Small skill upgrades that quietly improve everyday life

Big life changes are tempting, but most days are shaped by small skills: how you talk to people, manage your time, or handle small stresses. The good news is that these skills are surprisingly easy to upgrade, even if your schedule is full.
Think of them as tiny software updates for your daily life. None of them are dramatic, but together they make routines smoother, relationships warmer and your mind a little lighter.
Why small skills matter more than big goals
Ambitious goals sound impressive, but they can stay vague and distant. Skills are different. You either know how to do something, or you are getting better at it, one try at a time. That feels clearer and more achievable.
Focusing on skills also reduces pressure. You are not trying to become a “new person”. You are simply learning a slightly better way to do something you already do, like sending emails, talking to your partner or planning dinner.
A two-minute skill for being more trusted and heard
One of the most useful everyday skills is reflective listening. It is simple: instead of jumping in with your own story or solution, you briefly reflect back what you heard. This shows you understood, which makes people feel safer and more willing to listen in return.
You can try it almost anywhere: at home, at work, with friends. It does not need to sound formal or stiff. Even a short, natural reply can gently change the tone of a conversation.
Useful phrases include: “So you are saying…”, “It sounds like you felt…”, or “Let me see if I got this right…”. The goal is not to repeat every word, but to show you caught the main point and the feeling behind it.
Micro-planning instead of trying to organize your whole life

Many people imagine productivity as color coded calendars and detailed systems. In reality, a simple micro-plan can be enough to keep a day on track, especially when life is messy or busy.
A micro-plan is a brief check-in where you choose your next one to three important moves. That is all.
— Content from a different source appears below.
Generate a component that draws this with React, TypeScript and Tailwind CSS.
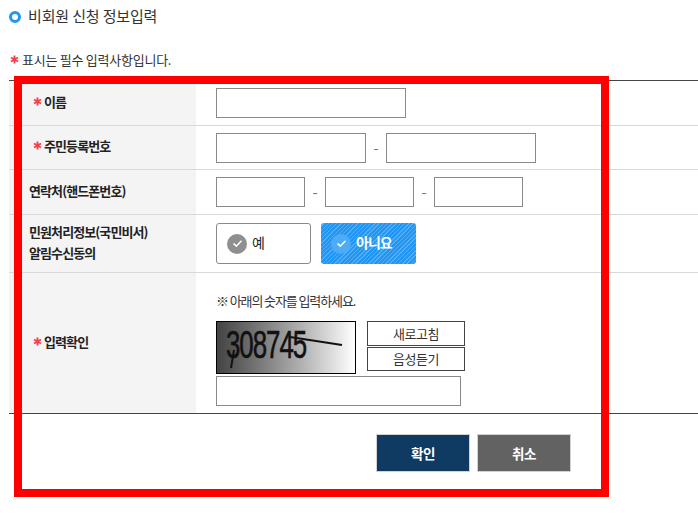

You can do it in the morning, after lunch or whenever you feel scattered.
To try it, ask yourself three questions: “What matters most in the next few hours”, “What can wait until later”, and “What is one easy win I can finish soon”. Write your answers on paper or in a notes app so your brain does not have to carry them.
A calmer way to say no without guilt
Saying no is a practical life skill, not a personality trait. You do not need to be blunt or cold to protect your time. A simple three-part structure keeps things kind but firm: appreciation, boundary, alternative.
Appreciation means you thank the person for thinking of you or inviting you. The boundary is your clear no. The alternative is optional, and can be a different time, a smaller version of the request, or recommending someone else.
Examples: “Thanks for asking, I am at my limit this week so I cannot take it on, but you might try Sam, they know this area well.” Or: “I really appreciate the invite, right now I am focusing on early nights so I will skip, maybe another time.”
Turning repeated tasks into simple systems

Many small frustrations come from things that happen again and again but are handled from scratch each time. Turning these into light systems removes friction without a major lifestyle overhaul.
A system is just a repeated way of doing something. It can be as basic as having a standard grocery list, a default dinner for busy evenings or a set time once a week to deal with bills and forms.
Pick one tiny area that annoys you regularly: losing keys, scrambling for lunch, forgetting important dates. Then ask, “What is the simplest standard way I could handle this in future”. Often, one small change, like a bowl by the door or a shared family calendar, solves more than it seems.
Improving how you rest, not only how you work
Skill upgrades are not only about doing more. Rest can be improved too, especially if your time off often turns into scrolling or half working. One helpful approach is to decide on “active rest” options in advance.
Active rest is any activity that genuinely leaves you more refreshed afterward, even if it takes a little effort to start. That might be a short walk, reading a few pages, calling a friend or doing a simple stretch routine.
Make a short menu of three to five options you know help you reset. When you notice yourself drifting into aimless phone time, pick one thing from the menu for ten minutes. It is not about perfection, just about slightly better breaks.
A simple way to keep learning new things as an adult

Learning does not have to mean big courses or expensive workshops. A useful everyday skill is the “15-minute learner” mindset: breaking any topic into tiny, regular sessions so it fits real life.
Choose one small area you are curious about, such as cooking a few staple meals, basic photography or conversational language skills. Then schedule just 15 minutes for it a few times a week, preferably at a similar time of day.
Use those minutes to do one specific action, like following a short tutorial, practicing one exercise or trying one new recipe step. Over a month or two, those brief sessions add up, and you start to feel like a person who learns, not just someone who intends to.
Putting it all together without overwhelming yourself
It is easy to turn even small improvements into another pressure. Instead, think in terms of experiments. Pick one skill from this list that feels light and useful, and test it for a week, no more.
Notice what changes and what does not. If it helps, keep it. If it does not, let it go and try another. You are not failing if something does not stick, you are just collecting information about what truly fits your life.
Over time, these tiny upgrades start to interact. Better listening smooths relationships, clearer no’s protect your energy, lighter systems reduce stress. Your days will not become perfect, but they often become kinder and more manageable, which is enough to feel a real difference.